[Start of Extracted data]

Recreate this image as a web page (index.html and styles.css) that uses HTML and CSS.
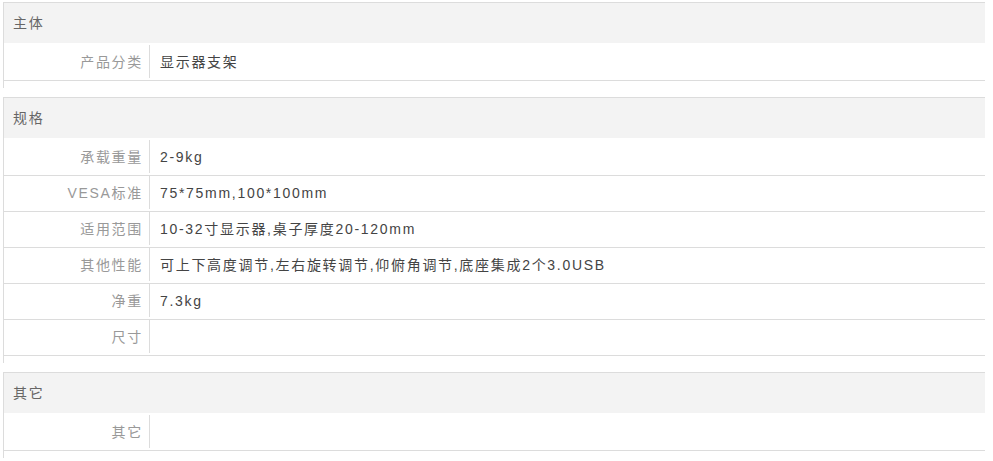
FILE: index.html
```html
<!DOCTYPE html>
<html lang="zh-CN">
<head>
<meta charset="utf-8">
<title>规格参数</title>
<link rel="stylesheet" href="styles.css">
</head>
<body>
<div class="section">
  <div class="section-title">主体</div>
  <div class="row"><div class="label">产品分类</div><div class="value">显示器支架</div></div>
</div>
<div class="section">
  <div class="section-title">规格</div>
  <div class="row"><div class="label">承载重量</div><div class="value">2-9kg</div></div>
  <div class="row"><div class="label">VESA标准</div><div class="value">75*75mm,100*100mm</div></div>
  <div class="row"><div class="label">适用范围</div><div class="value">10-32寸显示器,桌子厚度20-120mm</div></div>
  <div class="row"><div class="label">其他性能</div><div class="value">可上下高度调节,左右旋转调节,仰俯角调节,底座集成2个3.0USB</div></div>
  <div class="row"><div class="label">净重</div><div class="value">7.3kg</div></div>
  <div class="row"><div class="label">尺寸</div><div class="value"></div></div>
</div>
<div class="section">
  <div class="section-title">其它</div>
  <div class="row"><div class="label">其它</div><div class="value"></div></div>
</div>
</body>
</html>
```
FILE: styles.css
```css
html, body {
  background: #fff;
}
body {
  margin: 2px 8px 0 3px;
  font-family: "Liberation Sans", Arial, "Noto Sans CJK SC", sans-serif;
  font-size: 14px;
  letter-spacing: 1.7px;
}
.section {
  border-top: 1px solid #dcdcdc;
  border-left: 1px solid #dcdcdc;
  padding-bottom: 7px;
  margin-bottom: 9px;
}
.section-title {
  background: #f3f3f3;
  height: 40px;
  line-height: 40px;
  margin-bottom: 2px;
  padding-left: 9px;
  color: #666;
}
.row {
  display: flex;
  align-items: flex-start;
  box-sizing: border-box;
  height: 36px;
  border-bottom: 1px solid #dcdcdc;
}
.label {
  width: 139px;
  padding-right: 6px;
  height: 33px;
  line-height: 34px;
  text-align: right;
  color: #999;
  border-right: 1px solid #dcdcdc;
  flex: none;
}
.value {
  padding-left: 10px;
  color: #444;
  line-height: 34px;
}
```
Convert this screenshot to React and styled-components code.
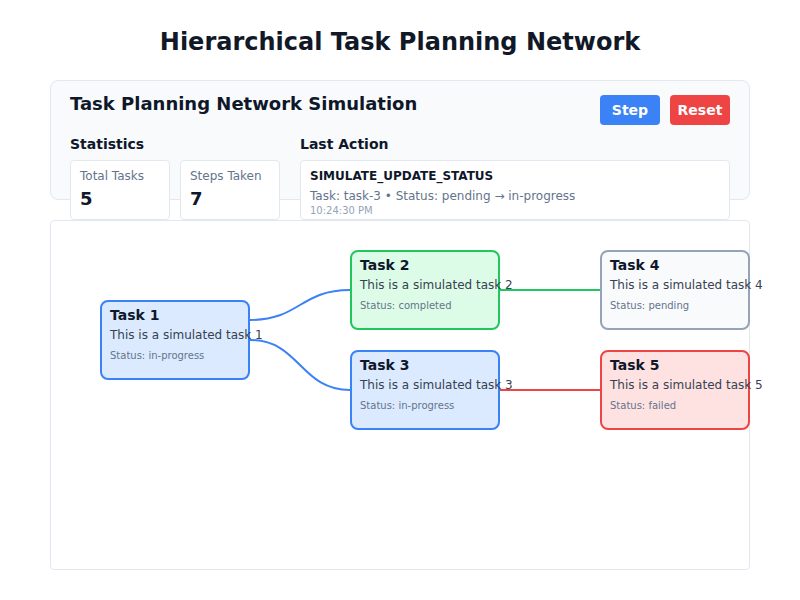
import React from "react";
import styled, { createGlobalStyle } from "styled-components";

const Global = createGlobalStyle`
  html, body { margin: 0; padding: 0; background: #ffffff; }
  body { font-family: "DejaVu Sans", "Liberation Sans", sans-serif; color: #0f172a; }
  * { box-sizing: border-box; }
`;

const Page = styled.div`
  padding: 20px 50px;
  width: 800px;
`;

const Title = styled.h1`
  margin: 8px 0 24px;
  font-size: 24px;
  line-height: 28px;
  font-weight: 700;
  text-align: center;
  color: #111827;
`;

const Panel = styled.section`
  height: 120px;
  padding: 14px 19px;
  background: #f8fafc;
  border: 1px solid #e2e8f0;
  border-radius: 8px;
  margin-bottom: 20px;
`;

const Header = styled.div`
  display: flex;
  justify-content: space-between;
  align-items: flex-start;
`;

const PanelTitle = styled.h2`
  margin: 0;
  font-size: 18px;
  line-height: 18px;
  font-weight: 700;
  color: #0f172a;
`;

const Buttons = styled.div`
  display: flex;
  gap: 10px;
`;

const Button = styled.button`
  width: 60px;
  height: 30px;
  border: none;
  border-radius: 4px;
  padding: 0;
  font-family: inherit;
  font-size: 14px;
  font-weight: 700;
  color: #ffffff;
  background: ${(p) => (p.$variant === "danger" ? "#ef4444" : "#3b82f6")};
  cursor: pointer;
`;

const Sections = styled.div`
  margin-top: 11px;
  display: flex;
  gap: 20px;
`;

const Section = styled.div`
  display: flex;
  flex-direction: column;
  flex: ${(p) => (p.$grow ? 1 : "none")};
`;

const SectionTitle = styled.h3`
  margin: 0 0 7px;
  font-size: 14px;
  line-height: 17px;
  font-weight: 700;
  color: #0f172a;
`;

const StatRow = styled.div`
  display: flex;
  gap: 10px;
`;

const Card = styled.div`
  height: 60px;
  width: ${(p) => (p.$wide ? "auto" : "100px")};
  padding: 8px 9px;
  background: #ffffff;
  border: 1px solid #e2e8f0;
  border-radius: 4px;
`;

const StatLabel = styled.div`
  font-size: 12px;
  line-height: 14px;
  color: #64748b;
`;

const StatValue = styled.div`
  margin-top: 5px;
  font-size: 18px;
  line-height: 21px;
  font-weight: 700;
  color: #0f172a;
`;

const ActionType = styled.div`
  font-size: 12px;
  line-height: 14px;
  font-weight: 700;
  color: #0f172a;
  margin-bottom: 6px;
`;

const ActionDetail = styled.div`
  font-size: 12px;
  line-height: 14px;
  color: #64748b;
  margin-bottom: 2px;
`;

const ActionTime = styled.div`
  font-size: 10px;
  line-height: 12px;
  color: #94a3b8;
`;

const Canvas = styled.div`
  position: relative;
  height: 350px;
  background: #ffffff;
  border: 1px solid #e2e8f0;
  border-radius: 4px;
`;

const Layer = styled.div`
  position: absolute;
  inset: -1px;
`;

const Edges = styled.svg`
  position: absolute;
  left: 0;
  top: 0;
  overflow: visible;
`;

const statusStyles = {
  "in-progress": { bg: "#dbeafe", border: "#3b82f6" },
  completed: { bg: "#dcfce7", border: "#22c55e" },
  pending: { bg: "#f8fafc", border: "#94a3b8" },
  failed: { bg: "#fee2e2", border: "#ef4444" },
};

const Node = styled.div`
  position: absolute;
  width: 150px;
  height: 80px;
  padding: 5px 8px;
  border: 2px solid ${(p) => statusStyles[p.$status].border};
  background: ${(p) => statusStyles[p.$status].bg};
  border-radius: 8px;
  white-space: nowrap;
`;

const NodeTitle = styled.div`
  font-size: 14px;
  line-height: 16px;
  font-weight: 700;
  color: #0f172a;
  margin-bottom: 5px;
`;

const NodeDesc = styled.div`
  font-size: 12px;
  line-height: 14px;
  color: #374151;
  margin-bottom: 8px;
`;

const NodeStatus = styled.div`
  font-size: 10px;
  line-height: 12px;
  color: #64748b;
`;

const tasks = [
  { id: 1, status: "in-progress", x: 50, y: 80 },
  { id: 2, status: "completed", x: 300, y: 30 },
  { id: 3, status: "in-progress", x: 300, y: 130 },
  { id: 4, status: "pending", x: 550, y: 30 },
  { id: 5, status: "failed", x: 550, y: 130 },
];

const edges = [
  { d: "M200 100 C250 100, 250 70, 300 70", color: "#3b82f6" },
  { d: "M200 120 C250 120, 250 170, 300 170", color: "#3b82f6" },
  { d: "M450 70 L550 70", color: "#22c55e" },
  { d: "M450 170 L550 170", color: "#ef4444" },
];

export default function App() {
  return (
    <Page>
      <Global />
      <Title>Hierarchical Task Planning Network</Title>
      <Panel>
        <Header>
          <PanelTitle>Task Planning Network Simulation</PanelTitle>
          <Buttons>
            <Button>Step</Button>
            <Button $variant="danger">Reset</Button>
          </Buttons>
        </Header>
        <Sections>
          <Section>
            <SectionTitle>Statistics</SectionTitle>
            <StatRow>
              <Card>
                <StatLabel>Total Tasks</StatLabel>
                <StatValue>5</StatValue>
              </Card>
              <Card>
                <StatLabel>Steps Taken</StatLabel>
                <StatValue>7</StatValue>
              </Card>
            </StatRow>
          </Section>
          <Section $grow>
            <SectionTitle>Last Action</SectionTitle>
            <Card $wide>
              <ActionType>SIMULATE_UPDATE_STATUS</ActionType>
              <ActionDetail>Task: task-3 • Status: pending → in-progress</ActionDetail>
              <ActionTime>10:24:30 PM</ActionTime>
            </Card>
          </Section>
        </Sections>
      </Panel>
      <Canvas>
        <Layer>
          <Edges width="700" height="350" viewBox="0 0 700 350">
            {edges.map((e, i) => (
              <path key={i} d={e.d} fill="none" stroke={e.color} strokeWidth="2" />
            ))}
          </Edges>
          {tasks.map((t) => (
            <Node key={t.id} $status={t.status} style={{ left: t.x, top: t.y }}>
              <NodeTitle>Task {t.id}</NodeTitle>
              <NodeDesc>This is a simulated task {t.id}</NodeDesc>
              <NodeStatus>Status: {t.status}</NodeStatus>
            </Node>
          ))}
        </Layer>
      </Canvas>
    </Page>
  );
}
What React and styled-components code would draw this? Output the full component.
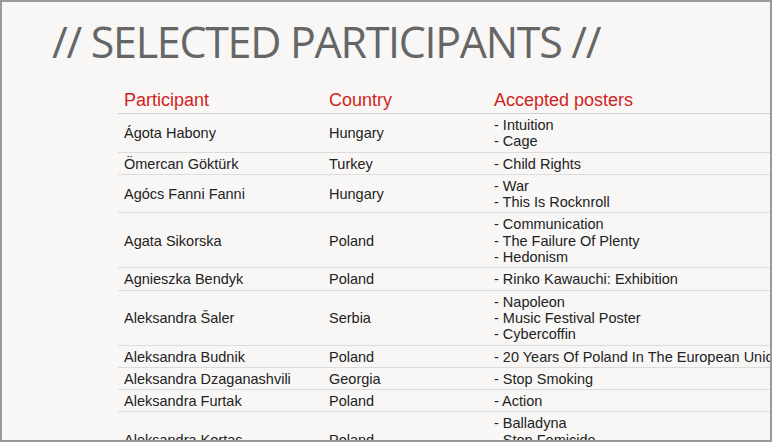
import React from "react";
import styled, { createGlobalStyle } from "styled-components";

const GlobalStyle = createGlobalStyle`
* {
  box-sizing: border-box;
  margin: 0;
  padding: 0;
}
body {
  background: #f8f7f5;
}
`

const Frame = styled.div`
  width: 772px;
  height: 442px;
  border: 2px solid #9a9a9a;
  background: #f8f7f5;
  overflow: hidden;
`

const Title = styled.h1`
  font-family: "Open Sans", sans-serif;
  font-weight: 400;
  font-size: 43px;
  line-height: 1;
  color: #666666;
  padding: 18px 0 0 50px;
  white-space: nowrap;
  letter-spacing: -1.3px;
`

const Table = styled.table`
  margin: 24px 0 0 116px;
  width: 720px;
  border-collapse: collapse;
  font-family: "Liberation Sans", Arial, sans-serif;
  table-layout: fixed;
`

const Th = styled.th`
  width: ${p => p.w || "auto"};
  text-align: left;
  font-weight: 400;
  font-size: 18px;
  line-height: 20px;
  color: #d11f1f;
  padding: 3px 6px 3px;
  border-bottom: 1px solid #cfcfcf;
`

const Td = styled.td`
  font-size: 14.5px;
  line-height: 16.3px;
  color: #222;
  padding: 3px 6px ${p => (p.$more ? "18px" : "2px")};
  border-bottom: 1px solid #dcdcdc;
  vertical-align: middle;
  white-space: nowrap;
`

const rows = [
  ["Ágota Habony", "Hungary", ["Intuition", "Cage"]],
  ["Ömercan Göktürk", "Turkey", ["Child Rights"]],
  ["Agócs Fanni Fanni", "Hungary", ["War", "This Is Rocknroll"]],
  ["Agata Sikorska", "Poland", ["Communication", "The Failure Of Plenty", "Hedonism"]],
  ["Agnieszka Bendyk", "Poland", ["Rinko Kawauchi: Exhibition"]],
  ["Aleksandra Šaler", "Serbia", ["Napoleon", "Music Festival Poster", "Cybercoffin"]],
  ["Aleksandra Budnik", "Poland", ["20 Years Of Poland In The European Union"]],
  ["Aleksandra Dzaganashvili", "Georgia", ["Stop Smoking"]],
  ["Aleksandra Furtak", "Poland", ["Action"]],
  ["Aleksandra Kortas", "Poland", ["Balladyna", "Stop Femicide"], true],
]

function App() {
  return (
    <Frame>
      <GlobalStyle />
      <Title>// SELECTED PARTICIPANTS //</Title>
      <Table>
        <thead>
          <tr>
            <Th w="205px">Participant</Th>
            <Th w="165px">Country</Th>
            <Th>Accepted posters</Th>
          </tr>
        </thead>
        <tbody>
          {rows.map(r => (
            <tr key={r[0]}>
              <Td>{r[0]}</Td>
              <Td>{r[1]}</Td>
              <Td $more={r[3]}>
                {r[2].map(p => <div key={p}>- {p}</div>)}
              </Td>
            </tr>
          ))}
        </tbody>
      </Table>
    </Frame>
  )
}

export default App;
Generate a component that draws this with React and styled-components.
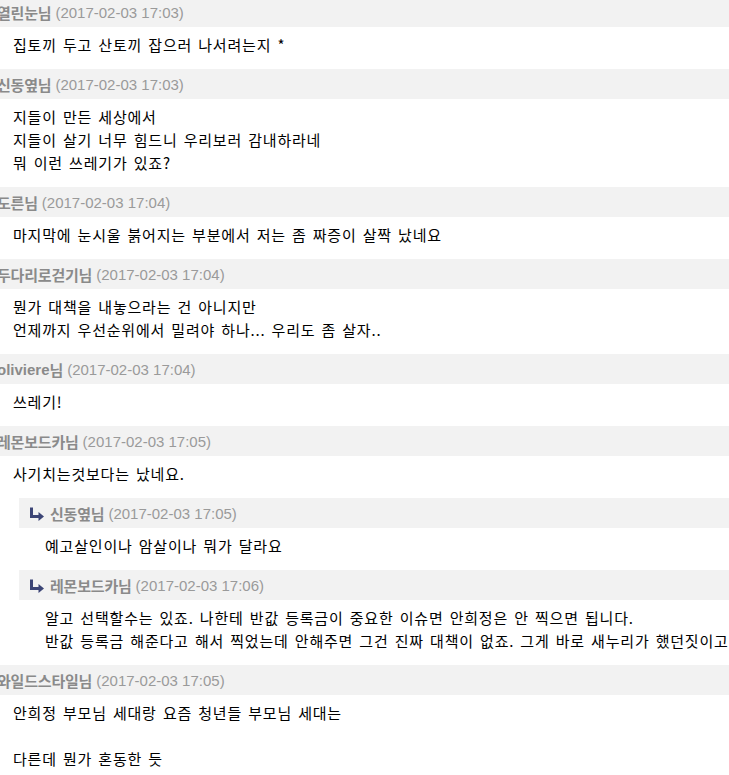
import React from "react";
import styled, { createGlobalStyle } from "styled-components";

const Global = createGlobalStyle`
  html, body { margin: 0; padding: 0; background: #fff; }
  body { overflow: hidden; }
`;

const Page = styled.div`
  width: 729px;
  overflow: hidden;
  margin-top: -3px;
  font-family: "Liberation Sans", "Noto Sans CJK KR", sans-serif;
`;

const Comment = styled.div`
  display: flex;
  flex-direction: column;
`;

const Header = styled.div`
  height: 30px;
  background: #f2f2f2;
  display: flex;
  align-items: center;
  white-space: nowrap;
  padding-left: ${(p) => (p.$reply ? "11px" : "0")};
  margin-left: ${(p) => (p.$reply ? "0" : "-3px")};
`;

const Name = styled.span`
  font-family: "Noto Sans CJK KR", "Liberation Sans", sans-serif;
  font-weight: 700;
  font-size: 15px;
  color: #8a8a8a;
  letter-spacing: -0.2px;
`;

const Nick = styled.span`
  font-family: "Liberation Sans", sans-serif;
  font-weight: 700;
  font-size: 15px;
  color: #8a8a8a;
`;

const DateText = styled.span`
  font-family: "Liberation Sans", sans-serif;
  font-size: 15px;
  color: #9a9a9a;
  margin-left: 4px;
`;

const Body = styled.div`
  padding: 6px 0 13px ${(p) => (p.$reply ? "26px" : "13px")};
  font-family: "Noto Sans CJK KR", sans-serif;
  font-size: 15px;
  line-height: 23px;
  letter-spacing: 0.8px;
  word-spacing: 2px;
  color: #000;
  white-space: pre;
`;

const Replies = styled.div`
  margin-left: 19px;
  display: flex;
  flex-direction: column;
`;

const ArrowIcon = styled.svg`
  width: 15px;
  height: 15px;
  margin-right: 5px;
  flex: none;
`;

const Arrow = () => (
  <ArrowIcon viewBox="0 0 15 15">
    <path d="M1.5 1.5 V10.5 H9" fill="none" stroke="#3c4576" strokeWidth="3" />
    <path d="M8.5 6 L14 10.5 L8.5 15 Z" fill="#3c4576" />
  </ArrowIcon>
);

const data = [
  { name: "열린눈님", date: "2017-02-03 17:03", lines: ["집토끼 두고 산토끼 잡으러 나서려는지 *"] },
  {
    name: "신동옆님",
    date: "2017-02-03 17:03",
    lines: ["지들이 만든 세상에서", "지들이 살기 너무 힘드니 우리보러 감내하라네", "뭐 이런 쓰레기가 있죠?"],
  },
  { name: "도른님", date: "2017-02-03 17:04", lines: ["마지막에 눈시울 붉어지는 부분에서 저는 좀 짜증이 살짝 났네요"] },
  {
    name: "두다리로걷기님",
    date: "2017-02-03 17:04",
    lines: ["뭔가 대책을 내놓으라는 건 아니지만", "언제까지 우선순위에서 밀려야 하나... 우리도 좀 살자.."],
  },
  { name: "oliviere", suffix: "님", latin: true, date: "2017-02-03 17:04", lines: ["쓰레기!"] },
  {
    name: "레몬보드카님",
    date: "2017-02-03 17:05",
    lines: ["사기치는것보다는 났네요."],
    replies: [
      { name: "신동옆님", date: "2017-02-03 17:05", lines: ["예고살인이나 암살이나 뭐가 달라요"] },
      {
        name: "레몬보드카님",
        date: "2017-02-03 17:06",
        lines: [
          "알고 선택할수는 있죠. 나한테 반값 등록금이 중요한 이슈면 안희정은 안 찍으면 됩니다.",
          "반값 등록금 해준다고 해서 찍었는데 안해주면 그건 진짜 대책이 없죠. 그게 바로 새누리가 했던짓이고",
        ],
      },
    ],
  },
  {
    name: "와일드스타일님",
    date: "2017-02-03 17:05",
    lines: ["안희정 부모님 세대랑 요즘 청년들 부모님 세대는", "", "다른데 뭔가 혼동한 듯"],
  },
];

const Lines = ({ lines }) =>
  lines.map((l, i) => <div key={i}>{l === "" ? "\u00a0" : l}</div>);

const HeaderContent = ({ c }) => (
  <>
    {c.latin ? (
      <>
        <Nick>{c.name}</Nick>
        <Name>{c.suffix}</Name>
      </>
    ) : (
      <Name>{c.name}</Name>
    )}
    <DateText>({c.date})</DateText>
  </>
);

export default function App() {
  return (
    <>
      <Global />
      <Page>
        {data.map((c, i) => (
          <Comment key={i}>
            <Header>
              <HeaderContent c={c} />
            </Header>
            <Body>
              <Lines lines={c.lines} />
            </Body>
            {c.replies && (
              <Replies>
                {c.replies.map((r, j) => (
                  <Comment key={j}>
                    <Header $reply>
                      <Arrow />
                      <HeaderContent c={r} />
                    </Header>
                    <Body $reply>
                      <Lines lines={r.lines} />
                    </Body>
                  </Comment>
                ))}
              </Replies>
            )}
          </Comment>
        ))}
      </Page>
    </>
  );
}
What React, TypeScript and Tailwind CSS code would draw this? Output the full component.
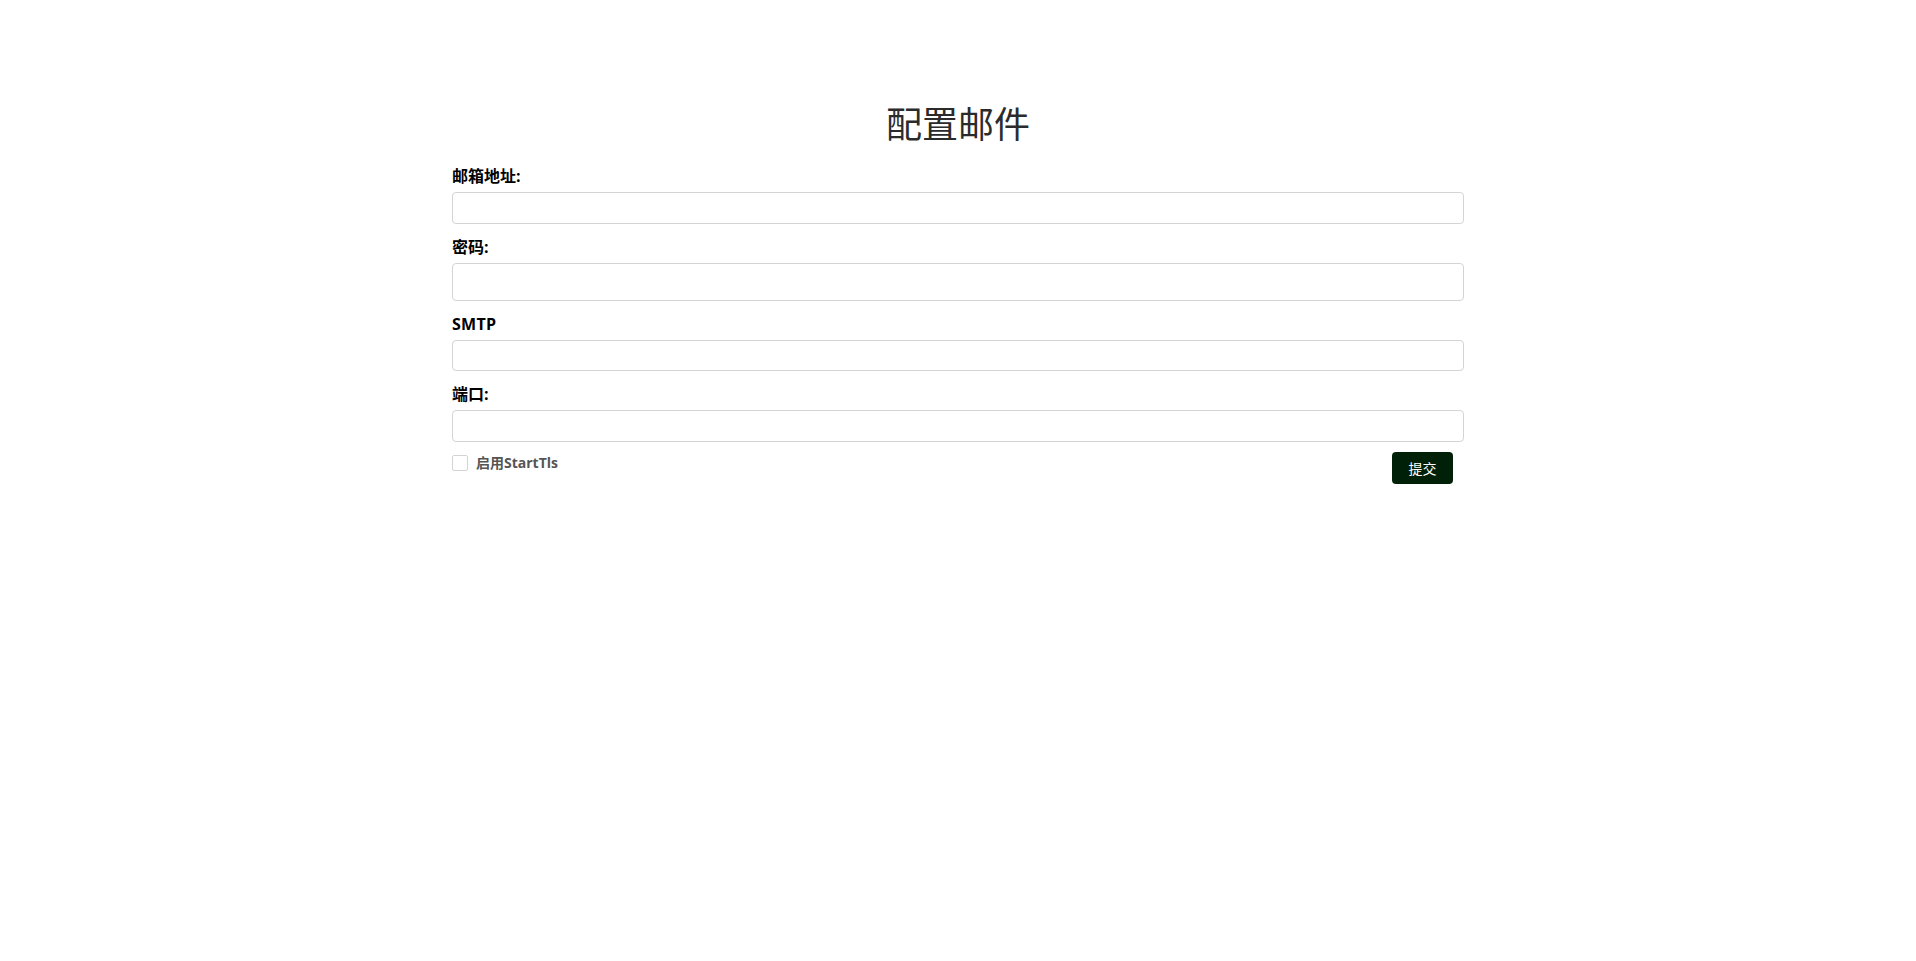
import React from "react";

export default function App() {
  const font = "font-['Open_Sans','Noto_Sans_CJK_SC',sans-serif]";
  const label = `block text-[16px] leading-[16px] font-bold text-black mb-[8px] ${font}`;
  const input =
    "block w-full border border-[#d4d4d4] rounded-[4px] bg-white outline-none px-3";
  return (
    <div className={`min-h-screen bg-white ${font}`}>
      <div className="w-[1012px] mx-auto pt-[102px]">
        <h1 className="text-[36px] leading-[40px] font-normal text-center text-[#2b2b2b] font-['Noto_Sans_CJK_SC',sans-serif] mb-[26px]">
          配置邮件
        </h1>
        <form onSubmit={(e) => e.preventDefault()}>
          <label className={label}>邮箱地址:</label>
          <input type="text" className={`${input} h-[32px] mb-[15px]`} />
          <label className={label}>密码:</label>
          <input type="password" className={`${input} h-[38px] mb-[15px]`} />
          <label className={`${label} tracking-[0.3px]`}>SMTP</label>
          <input type="text" className={`${input} h-[31px] mb-[15px]`} />
          <label className={label}>端口:</label>
          <input type="text" className={`${input} h-[32px]`} />
          <div className="flex items-start justify-between mt-[10px]">
            <label className="flex items-center gap-[8px] mt-[3px] text-[14px] leading-[16px] font-bold text-[#555]">
              <span className="block w-[16px] h-[16px] border border-[#d4d4d4] rounded-[2px] bg-white" />
              <span>启用StartTls</span>
            </label>
            <button
              type="submit"
              className="w-[61px] h-[32px] mr-[11px] rounded-[4px] bg-[#002108] text-white text-[14px] font-normal"
            >
              提交
            </button>
          </div>
        </form>
      </div>
    </div>
  );
}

[End of Extracted data]

(Do this) Identify the lines in the entries above that contain "Output", then copy them out.

(Solved exercise)
What React and styled-components code would draw this? Output the full component.
What React, TypeScript and Tailwind CSS code would draw this? Output the full component.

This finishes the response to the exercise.